DP: It’s okay. Back in the day, you know, since we’re putting it all out there, I was Team Edward. Okay? You get that little exclusive, or maybe I might omit that from the final interview…Going back to how fun this was to film though, is there a particular scene that was your favorite to film?
MB: Oh my god, all of them, but the driving scenes for me were really fun. I lived in New York at the time, and have lived there my whole life and just hadn’t driven in a long time. So to be able to drive a literal hearse that was decked out in full Halloween gear with the kids in the back. We had so much fun filming those scenes because we were just stuck in this little hearse together, like just just having the best time.
DP: Isn’t the hearse the vehicle that the Ghostbusters use? Is that like another key Easter egg?
MB: I’m so glad you picked up on that. Of course DCOMs are geared towards kids, but I genuinely think that adults like you and I will love this movie because of those sort of details, especially like big horror people will pick up on things that our director and our set designers collaborated to create.
DP: So this leads into my next question, what do you hope anyone who watches this, kids or adults, take away from it? Is there a core core theme or message that you hope really resonates with the audience?

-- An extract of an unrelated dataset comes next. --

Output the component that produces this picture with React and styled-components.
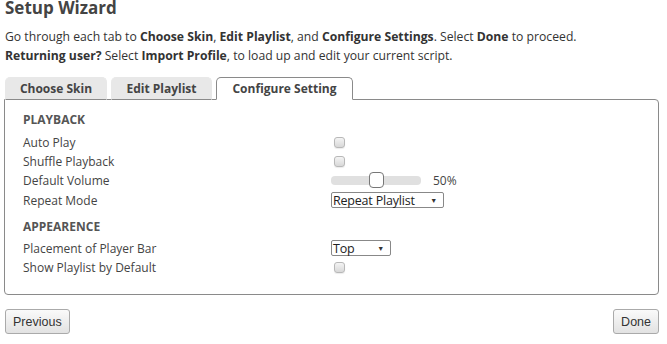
import styled, { createGlobalStyle } from 'styled-components';

const GlobalStyle = createGlobalStyle`
  html, body {
    margin: 0;
    padding: 0;
    background: #fff;
  }
  body {
    font-family: 'Open Sans', sans-serif;
    color: #333;
  }
`;

const Page = styled.div`
  width: 667px;
  height: 344px;
  overflow: hidden;
  box-sizing: border-box;
  padding: 0 8px 0 4px;
  display: flex;
  flex-direction: column;
`;

const Title = styled.h1`
  margin: 0 0 0 1px;
  font-size: 17px;
  line-height: 16px;
  font-weight: 700;
  color: #444;
`;

const Intro = styled.p`
  margin: 11px 0 0 1px;
  font-size: 12.2px;
  line-height: 19px;
  color: #333;

  b {
    font-weight: 700;
  }
`;

const Tabs = styled.div`
  display: flex;
  gap: 4px;
  margin-top: 12px;
  padding-left: 1px;
  position: relative;
  z-index: 1;
`;

const Tab = styled.div`
  box-sizing: border-box;
  width: ${p => p.$width}px;
  height: 23px;
  padding-top: 2px;
  text-align: center;
  font-size: 12px;
  font-weight: 700;
  color: #444;
  border-radius: 5px 5px 0 0;
  background: ${p => (p.$active ? '#fff' : '#e8e8e8')};
  border: 1px solid ${p => (p.$active ? '#8a8a8a' : '#e8e8e8')};
  border-bottom: ${p => (p.$active ? '1px solid #fff' : '1px solid #8a8a8a')};
  margin-bottom: -1px;
`;

const Panel = styled.div`
  box-sizing: border-box;
  height: 196px;
  border: 1px solid #8a8a8a;
  border-radius: 0 4px 4px 4px;
  padding: 11px 0 0 18px;
`;

const Section = styled.div`
  font-size: 12px;
  font-weight: 700;
  color: #555;
  line-height: 18px;
  margin: ${p => (p.$first ? '0 0 3.5px' : '8px 0 2.5px')};
`;

const Row = styled.div`
  display: grid;
  grid-template-columns: 308px auto;
  align-items: center;
  height: 19.4px;
  font-size: 12px;
  color: #444;
`;

const Control = styled.div`
  display: flex;
  align-items: center;
  gap: 12px;
`;

const Check = styled.span`
  box-sizing: border-box;
  width: 11px;
  height: 11px;
  margin-left: 3px;
  border: 1px solid #b8b8b8;
  border-radius: 3px;
  background: linear-gradient(#f4f4f4, #d8d8d8);
  box-shadow: 0 1px 1px rgba(0, 0, 0, 0.08);
`;

const Track = styled.div`
  position: relative;
  width: 90px;
  height: 9px;
  border-radius: 4px;
  background: #e0e0e0;
`;

const Thumb = styled.span`
  position: absolute;
  top: -4px;
  box-sizing: border-box;
  width: 15px;
  height: 16px;
  border: 1px solid #777;
  border-radius: 4px;
  background: #fff;
`;

const Percent = styled.span`
  font-size: 12px;
  color: #444;
`;

const Select = styled.div`
  box-sizing: border-box;
  width: ${p => p.$width}px;
  height: 16px;
  border: 1px solid #888;
  border-radius: 2px;
  display: flex;
  align-items: center;
  justify-content: space-between;
  padding: 0 6px 0 1px;
  font-size: 12.5px;
  letter-spacing: -0.2px;
  color: #222;

  &::after {
    content: '▼';
    font-size: 7px;
    color: #333;
  }
`;

const Footer = styled.div`
  display: flex;
  justify-content: space-between;
  margin-top: 14px;
  padding-left: 1px;
`;

const Button = styled.button`
  height: 25px;
  padding: 0 7px;
  font-family: 'Liberation Sans', Arial, sans-serif;
  font-size: 12.5px;
  color: #333;
  border: 1px solid #aaa;
  border-radius: 3px;
  background: linear-gradient(#fafafa, #e2e2e2);
`;

const Setting = ({ label, children }) => (
  <Row>
    <span>{label}</span>
    <Control>{children}</Control>
  </Row>
);

const App = () => {
  const volume = 50;
  return (
    <Page>
      <GlobalStyle />
      <Title>Setup Wizard</Title>
      <Intro>
        Go through each tab to <b>Choose Skin</b>, <b>Edit Playlist</b>, and <b>Configure Settings</b>. Select <b>Done</b> to proceed.
        <br />
        <b>Returning user?</b> Select <b>Import Profile</b>, to load up and edit your current script.
      </Intro>
      <Tabs>
        <Tab $width={102}>Choose Skin</Tab>
        <Tab $width={101}>Edit Playlist</Tab>
        <Tab $width={137} $active>Configure Setting</Tab>
      </Tabs>
      <Panel>
        <Section $first>PLAYBACK</Section>
        <Setting label="Auto Play"><Check /></Setting>
        <Setting label="Shuffle Playback"><Check /></Setting>
        <Setting label="Default Volume">
          <Track>
            <Thumb style={{ left: `${(volume / 100) * 90 - 7}px` }} />
          </Track>
          <Percent>{volume}%</Percent>
        </Setting>
        <Setting label="Repeat Mode"><Select $width={113}>Repeat Playlist</Select></Setting>
        <Section>APPEARENCE</Section>
        <Setting label="Placement of Player Bar"><Select $width={60}>Top</Select></Setting>
        <Setting label="Show Playlist by Default"><Check /></Setting>
      </Panel>
      <Footer>
        <Button>Previous</Button>
        <Button>Done</Button>
      </Footer>
    </Page>
  );
};

export default App;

MB: Yeah, I think everything that everyone loved about the ’97 original is still there. Like we have the heart of the film, the friendship, the comedy, like everything that generation fell in love with is still present in the remake, but [I think] we add even more heart. I think the fact that we were also close onset really shines through, and I think at the core of this movie, it’s about friendship. That’s something that everyone can relate to.
DP: Very well said, and I couldn’t agree more. Now this is actually my final question. Besides Under Wraps, what is your personal favorite Disney Channel Original Movie or one that you hope to see rebooted next, if they continue to reboot some of their old properties?

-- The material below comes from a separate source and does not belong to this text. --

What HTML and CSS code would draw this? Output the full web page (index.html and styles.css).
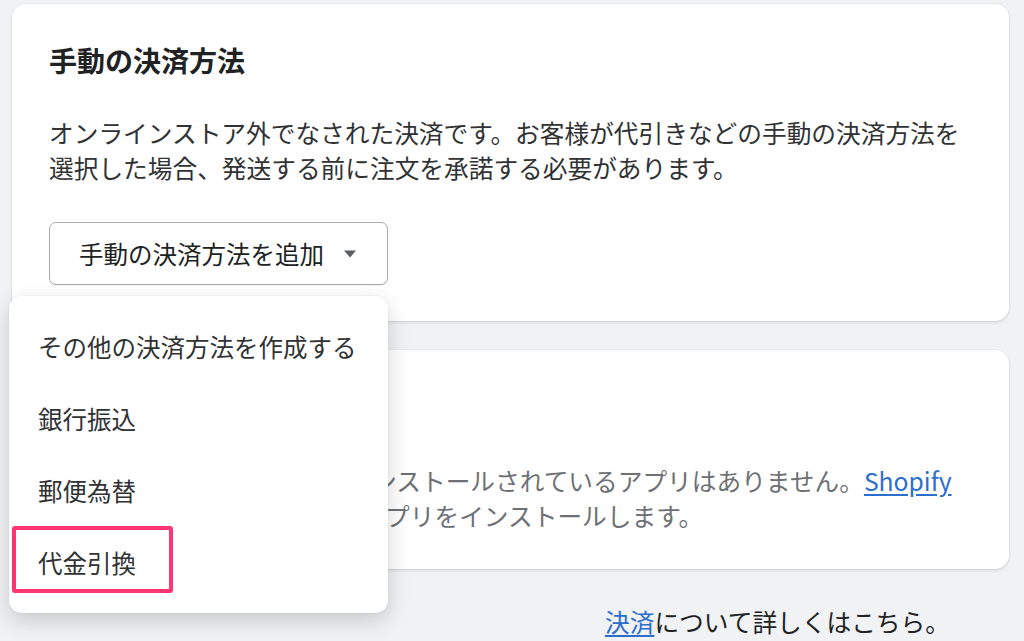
FILE: index.html
```html
<!DOCTYPE html>
<html lang="ja">
<head>
<meta charset="utf-8">
<link rel="stylesheet" href="styles.css">
</head>
<body>
<div class="page">
  <section class="card">
    <h2 class="card-title">手動の決済方法</h2>
    <p class="card-text">オンラインストア外でなされた決済です。お客様が代引きなどの手動の決済方法を<br>選択した場合、発送する前に注文を承諾する必要があります。</p>
    <button class="select-btn" type="button">
      <span>手動の決済方法を追加</span>
      <svg class="caret" width="14" height="8" viewBox="0 0 14 8"><path d="M1 0.5h12L7 7.5z" fill="#5c5f62"/></svg>
    </button>
  </section>

  <section class="card">
    <h2 class="card-title">決済アプリ</h2>
    <p class="card-text muted"><span class="fit-a">他の決済プロバイダーとして</span>インストールされているアプリはありません。<a href="#" class="link">Shopify</a><br><span class="fit-b">App Storeにアクセスして決済ア</span>プリをインストールします。</p>
  </section>

  <p class="footer"><a href="#" class="link">決済</a>について詳しくはこちら。</p>

  <div class="popover">
    <div class="item">その他の決済方法を作成する</div>
    <div class="item">銀行振込</div>
    <div class="item">郵便為替</div>
    <div class="item">代金引換<span class="highlight"></span></div>
  </div>
</div>
</body>
</html>
```

FILE: styles.css
```css
* { box-sizing: border-box; }

html, body {
  margin: 0;
  padding: 0;
  background: #f1f2f4;
  height: 641px;
  overflow: hidden;
}

body {
  font-family: "Noto Sans CJK JP", "Noto Sans", sans-serif;
  color: #202223;
}

.page {
  position: relative;
  padding: 4px 15px 0 12px;
  display: flex;
  flex-direction: column;
  gap: 29px;
}

.card {
  background: #ffffff;
  border-radius: 14px;
  box-shadow: 0 0 0 1px rgba(63, 63, 68, 0.04), 0 2px 3px rgba(63, 63, 68, 0.12);
  padding: 36px 37px 36px 37px;
}

.card-title {
  margin: 0;
  font-size: 28px;
  line-height: 40px;
  font-weight: 700;
  color: #202223;
}

.card-text {
  margin: 35px 0 0;
  font-size: 24.7px;
  line-height: 35px;
  color: #303234;
  white-space: nowrap;
}

.card-text.muted {
  color: #6d7175;
  margin-top: 37px;
}

.fit-a { letter-spacing: -1.6px; }
.fit-b { letter-spacing: -1.1px; }

.link {
  color: #2c6ecb;
  text-decoration: underline;
  text-underline-offset: 3px;
}

.select-btn {
  margin-top: 37px;
  display: inline-flex;
  align-items: center;
  gap: 19px;
  height: 63px;
  padding: 0 30px 0 29px;
  background: #ffffff;
  border: 1.5px solid #a7abb1;
  border-radius: 7px;
  font-family: inherit;
  font-size: 24.5px;
  color: #202223;
  box-shadow: 0 1px 0 rgba(0, 0, 0, 0.05);
}

.caret { display: block; }

.footer {
  margin: 6px 0 0;
  padding-left: 593px;
  font-size: 24.7px;
  line-height: 35px;
  color: #202223;
}

.popover {
  position: absolute;
  left: 9px;
  top: 296px;
  width: 379px;
  height: 317px;
  background: #ffffff;
  border-radius: 13px;
  box-shadow: 0 0 0 1px rgba(63, 63, 68, 0.03), 0 8px 22px rgba(0, 0, 0, 0.17);
  padding: 14px 0 0;
  display: flex;
  flex-direction: column;
}

.item {
  position: relative;
  height: 72px;
  display: flex;
  align-items: center;
  padding-left: 29px;
  font-size: 24.5px;
  color: #303234;
}

.highlight {
  position: absolute;
  left: 3px;
  top: 0;
  width: 161px;
  height: 67px;
  border: 4px solid #fd3571;
  border-radius: 3px;
}
```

MB: That is such a hard question. When I was growing up, High School Musical was my life, but Lizzie McGuire, which I know isn’t a DCOM really impacted me I basically based my personality off of Lizzie McGuire. So The Lizzie McGuire Movie, which actually was released in theaters – but I think does that still counts as a DCOM – I’m gonna say that.
DP: I’ll give it to you because they had Even Stevens as a movie, and that was a DCOM, and it was the same kind of idea, just [as you said] released theatrically.
MB: Yes! And speaking of Even Stevens, that also made a huge impact. Those girls, Christy Carlson Romano, Hilary Duff. So I would love to see either of those rebooted. I think that would be incredible. I would die for that.
DP: Now, Melanie, those are all the questions that I had to ask, but is there anything else that you want to add? Or you think that people should know about the film?
MB: I think that if you’re a purist of the original, do not be afraid to tune in. I do not think we will let you down. I think it’s even better than the original.
You can catch reruns of Under Wraps on the Disney Channel all month long but, as mentioned earlier, Disney+ subscribers will be able to view the film for free beginning this Friday, October 8th.